■ **Problem to work on**
List each line of the data that holds the word "styles".

[BEGIN]

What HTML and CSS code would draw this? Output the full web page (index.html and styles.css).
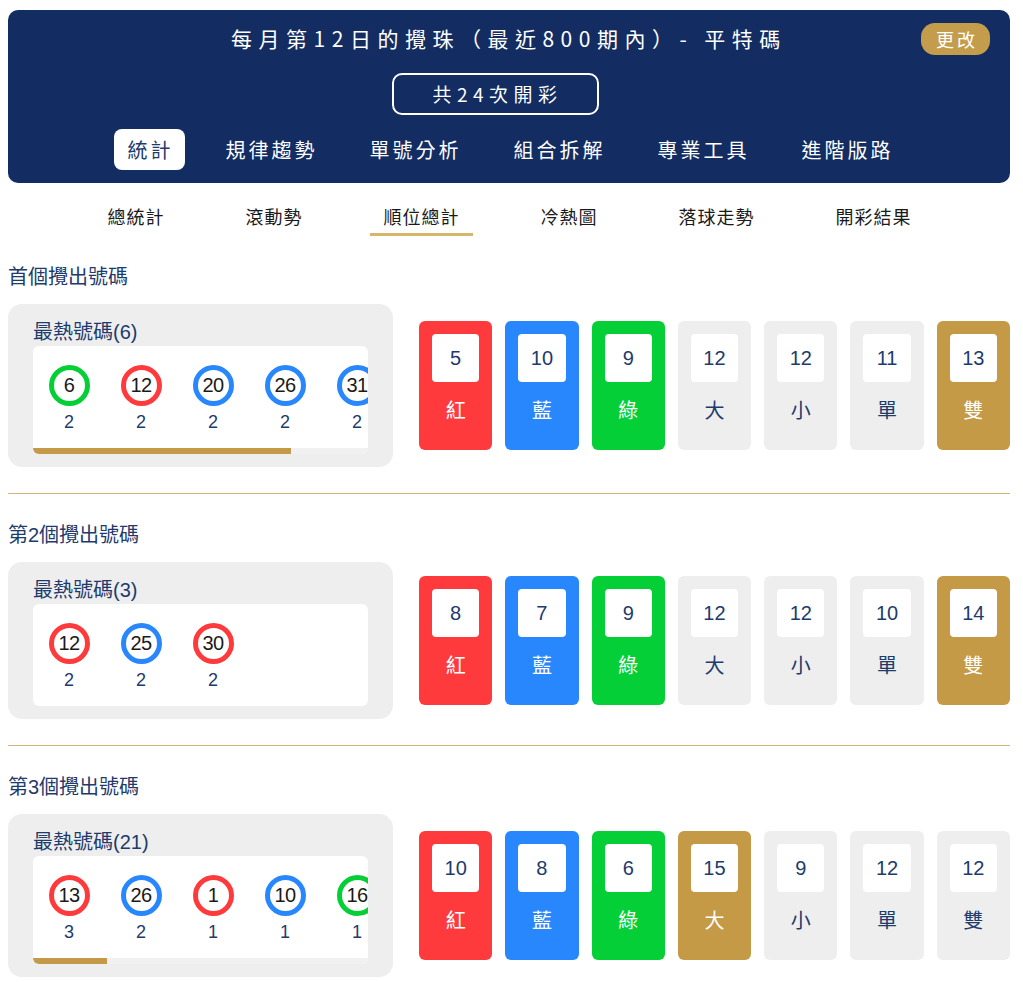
FILE: index.html
```
<!DOCTYPE html>
<html lang="zh-Hant">
<head>
<meta charset="utf-8">
<title>順位總計</title>
<link rel="stylesheet" href="styles.css">
</head>
<body>
<div class="page">
  <header class="hero">
    <h1 class="hero-title">每月第12日的攪珠（最近800期內）- 平特碼</h1>
    <button class="change-btn">更改</button>
    <div class="count-row"><div class="count-box">共24次開彩</div></div>
    <nav class="main-tabs">
      <span class="tab active">統計</span>
      <span class="tab">規律趨勢</span>
      <span class="tab">單號分析</span>
      <span class="tab">組合拆解</span>
      <span class="tab">專業工具</span>
      <span class="tab">進階版路</span>
    </nav>
  </header>

  <nav class="sub-tabs">
    <span class="sub-tab">總統計</span>
    <span class="sub-tab">滾動勢</span>
    <span class="sub-tab active">順位總計</span>
    <span class="sub-tab">冷熱圖</span>
    <span class="sub-tab">落球走勢</span>
    <span class="sub-tab">開彩結果</span>
  </nav>

  <section class="block first">
    <h2 class="block-title">首個攪出號碼</h2>
    <div class="block-row">
      <div class="hot-panel">
        <div class="hot-title">最熱號碼(6)</div>
        <div class="hot-box">
          <div class="ball-strip">
            <div class="ball-item"><span class="ball green">6</span><span class="ball-count">2</span></div>
            <div class="ball-item"><span class="ball red">12</span><span class="ball-count">2</span></div>
            <div class="ball-item"><span class="ball blue">20</span><span class="ball-count">2</span></div>
            <div class="ball-item"><span class="ball blue">26</span><span class="ball-count">2</span></div>
            <div class="ball-item"><span class="ball blue">31</span><span class="ball-count">2</span></div>
            <div class="ball-item"><span class="ball red">45</span><span class="ball-count">2</span></div>
          </div>
          <div class="strip-track"><div class="strip-thumb" style="width:77%"></div></div>
        </div>
      </div>
      <div class="cards">
        <div class="card red"><div class="card-num">5</div><div class="card-label">紅</div></div>
        <div class="card blue"><div class="card-num">10</div><div class="card-label">藍</div></div>
        <div class="card green"><div class="card-num">9</div><div class="card-label">綠</div></div>
        <div class="card grey"><div class="card-num">12</div><div class="card-label">大</div></div>
        <div class="card grey"><div class="card-num">12</div><div class="card-label">小</div></div>
        <div class="card grey"><div class="card-num">11</div><div class="card-label">單</div></div>
        <div class="card gold"><div class="card-num">13</div><div class="card-label">雙</div></div>
      </div>
    </div>
  </section>

  <section class="block">
    <h2 class="block-title">第2個攪出號碼</h2>
    <div class="block-row">
      <div class="hot-panel">
        <div class="hot-title">最熱號碼(3)</div>
        <div class="hot-box">
          <div class="ball-strip">
            <div class="ball-item"><span class="ball red">12</span><span class="ball-count">2</span></div>
            <div class="ball-item"><span class="ball blue">25</span><span class="ball-count">2</span></div>
            <div class="ball-item"><span class="ball red">30</span><span class="ball-count">2</span></div>
          </div>
        </div>
      </div>
      <div class="cards">
        <div class="card red"><div class="card-num">8</div><div class="card-label">紅</div></div>
        <div class="card blue"><div class="card-num">7</div><div class="card-label">藍</div></div>
        <div class="card green"><div class="card-num">9</div><div class="card-label">綠</div></div>
        <div class="card grey"><div class="card-num">12</div><div class="card-label">大</div></div>
        <div class="card grey"><div class="card-num">12</div><div class="card-label">小</div></div>
        <div class="card grey"><div class="card-num">10</div><div class="card-label">單</div></div>
        <div class="card gold"><div class="card-num">14</div><div class="card-label">雙</div></div>
      </div>
    </div>
  </section>

  <section class="block last">
    <h2 class="block-title">第3個攪出號碼</h2>
    <div class="block-row">
      <div class="hot-panel">
        <div class="hot-title">最熱號碼(21)</div>
        <div class="hot-box">
          <div class="ball-strip">
            <div class="ball-item"><span class="ball red">13</span><span class="ball-count">3</span></div>
            <div class="ball-item"><span class="ball blue">26</span><span class="ball-count">2</span></div>
            <div class="ball-item"><span class="ball red">1</span><span class="ball-count">1</span></div>
            <div class="ball-item"><span class="ball blue">10</span><span class="ball-count">1</span></div>
            <div class="ball-item"><span class="ball green">16</span><span class="ball-count">1</span></div>
            <div class="ball-item"><span class="ball red">19</span><span class="ball-count">1</span></div>
            <div class="ball-item"><span class="ball green">22</span><span class="ball-count">1</span></div>
            <div class="ball-item"><span class="ball green">28</span><span class="ball-count">1</span></div>
            <div class="ball-item"><span class="ball red">29</span><span class="ball-count">1</span></div>
            <div class="ball-item"><span class="ball green">33</span><span class="ball-count">1</span></div>
            <div class="ball-item"><span class="ball red">35</span><span class="ball-count">1</span></div>
            <div class="ball-item"><span class="ball blue">37</span><span class="ball-count">1</span></div>
            <div class="ball-item"><span class="ball green">38</span><span class="ball-count">1</span></div>
            <div class="ball-item"><span class="ball red">40</span><span class="ball-count">1</span></div>
            <div class="ball-item"><span class="ball blue">41</span><span class="ball-count">1</span></div>
            <div class="ball-item"><span class="ball green">43</span><span class="ball-count">1</span></div>
            <div class="ball-item"><span class="ball green">44</span><span class="ball-count">1</span></div>
            <div class="ball-item"><span class="ball red">46</span><span class="ball-count">1</span></div>
            <div class="ball-item"><span class="ball blue">47</span><span class="ball-count">1</span></div>
            <div class="ball-item"><span class="ball blue">48</span><span class="ball-count">1</span></div>
            <div class="ball-item"><span class="ball green">49</span><span class="ball-count">1</span></div>
          </div>
          <div class="strip-track"><div class="strip-thumb" style="width:22%"></div></div>
        </div>
      </div>
      <div class="cards">
        <div class="card red"><div class="card-num">10</div><div class="card-label">紅</div></div>
        <div class="card blue"><div class="card-num">8</div><div class="card-label">藍</div></div>
        <div class="card green"><div class="card-num">6</div><div class="card-label">綠</div></div>
        <div class="card gold"><div class="card-num">15</div><div class="card-label">大</div></div>
        <div class="card grey"><div class="card-num">9</div><div class="card-label">小</div></div>
        <div class="card grey"><div class="card-num">12</div><div class="card-label">單</div></div>
        <div class="card grey"><div class="card-num">12</div><div class="card-label">雙</div></div>
      </div>
    </div>
  </section>
</div>
</body>
</html>
```

FILE: styles.css
```
* { box-sizing: border-box; }

html, body {
  margin: 0;
  padding: 0;
  background: #ffffff;
}

body {
  font-family: "Liberation Sans", "Noto Sans CJK TC", sans-serif;
  color: #1d3b6c;
}

.page {
  width: 1023px;
  padding: 10px 13px 0 8px;
}

/* ---------- hero ---------- */
.hero {
  position: relative;
  background: #132d63;
  border-radius: 10px;
  padding: 14px 20px 13px;
  text-align: center;
  color: #ffffff;
}

.hero-title {
  margin: 0;
  font-family: "Noto Sans CJK TC", sans-serif;
  font-size: 21px;
  font-weight: 400;
  line-height: 28px;
  letter-spacing: 6.5px;
}

.change-btn {
  position: absolute;
  top: 13px;
  right: 20px;
  width: 69px;
  height: 32px;
  border: none;
  border-radius: 14px;
  background: #c49d4c;
  color: #ffffff;
  font-family: "Noto Sans CJK TC", sans-serif;
  font-size: 18px;
  letter-spacing: 3px;
  padding: 0 0 0 3px;
  line-height: 32px;
}

.count-row {
  display: flex;
  justify-content: center;
  padding-right: 28px;
  margin-top: 21px;
}

.count-box {
  width: 207px;
  height: 42px;
  border: 2px solid #ffffff;
  border-radius: 10px;
  font-family: "Noto Sans CJK TC", sans-serif;
  font-size: 19px;
  font-weight: 400;
  line-height: 38px;
  letter-spacing: 5.5px;
  padding-left: 5px;
}

.main-tabs {
  display: flex;
  justify-content: center;
  gap: 27px;
  margin-top: 14px;
}

.tab {
  padding: 0 11px 0 14px;
  height: 41px;
  line-height: 41px;
  font-family: "Noto Sans CJK TC", sans-serif;
  font-size: 20px;
  font-weight: 400;
  letter-spacing: 3px;
  border-radius: 8px;
  color: #ffffff;
}

.tab.active {
  background: #ffffff;
  color: #1d3b6c;
}

/* ---------- sub tabs ---------- */
.sub-tabs {
  display: flex;
  justify-content: center;
  gap: 54px;
  margin-top: 13px;
}

.sub-tab {
  padding: 8px 13px 5px 14px;
  font-family: "Noto Sans CJK TC", sans-serif;
  font-size: 18px;
  line-height: 24px;
  letter-spacing: 1px;
  color: #1a1a1a;
  border-bottom: 3px solid transparent;
}

.sub-tab.active {
  border-bottom-color: #d6b66b;
}

/* ---------- blocks ---------- */
.block {
  padding: 28px 0 26px;
  border-bottom: 1px solid #d2b47c;
}

.block.last {
  border-bottom: none;
  padding-bottom: 6px;
}

.block-title {
  margin: 0 0 14px;
  font-size: 20px;
  font-weight: 400;
  line-height: 26px;
  color: #1d3b6c;
}

.block-row {
  display: flex;
  align-items: center;
  gap: 26px;
}

.hot-panel {
  flex: 0 0 385px;
  width: 385px;
  min-width: 0;
  background: #eeeeee;
  border-radius: 14px;
  padding: 14px 25px 13px;
}

.hot-title {
  font-size: 20px;
  line-height: 28px;
  color: #1d3b6c;
}

.hot-box {
  background: #ffffff;
  border-radius: 6px;
  overflow: hidden;
}

.ball-strip {
  display: flex;
  overflow: hidden;
  padding: 19px 0 15px;
}

.ball-item {
  flex: 0 0 72px;
  display: flex;
  flex-direction: column;
  align-items: center;
}

.ball {
  width: 41px;
  height: 41px;
  border-radius: 50%;
  border: 5px solid #ccc;
  background: #ffffff;
  display: flex;
  align-items: center;
  justify-content: center;
  font-size: 20px;
  color: #1c1a17;
  letter-spacing: -0.5px;
}

.ball.red { border-color: #ff3a3d; }
.ball.blue { border-color: #2887fd; }
.ball.green { border-color: #04cf36; }

.ball-count {
  margin-top: 5px;
  font-size: 18px;
  line-height: 22px;
  color: #1d3b6c;
}

.strip-track {
  height: 6px;
  background: #f1f1f1;
}

.strip-thumb {
  height: 100%;
  background: #c49a48;
}

/* ---------- cards ---------- */
.cards {
  flex: 1;
  min-width: 0;
  display: flex;
  gap: 13px;
}

.card {
  flex: 1;
  min-width: 0;
  border-radius: 6px;
  padding: 13px 13px 12px;
  text-align: center;
  color: #ffffff;
}

.card.red { background: #ff3a3d; }
.card.blue { background: #2887fd; }
.card.green { background: #04cf36; }
.card.gold { background: #c49a47; }
.card.grey { background: #eeeeee; color: #1d3b6c; }

.card-num {
  height: 48px;
  line-height: 48px;
  background: #ffffff;
  border-radius: 4px;
  font-size: 20px;
  color: #1d3b6c;
}

.card-label {
  height: 56px;
  line-height: 56px;
  font-family: "Noto Sans CJK TC", sans-serif;
  font-size: 20px;
}
```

[END]

■ **Exercise response**
What HTML and CSS code would draw this? Output the full web page (index.html and styles.css).
<link rel="stylesheet" href="styles.css">
FILE: styles.css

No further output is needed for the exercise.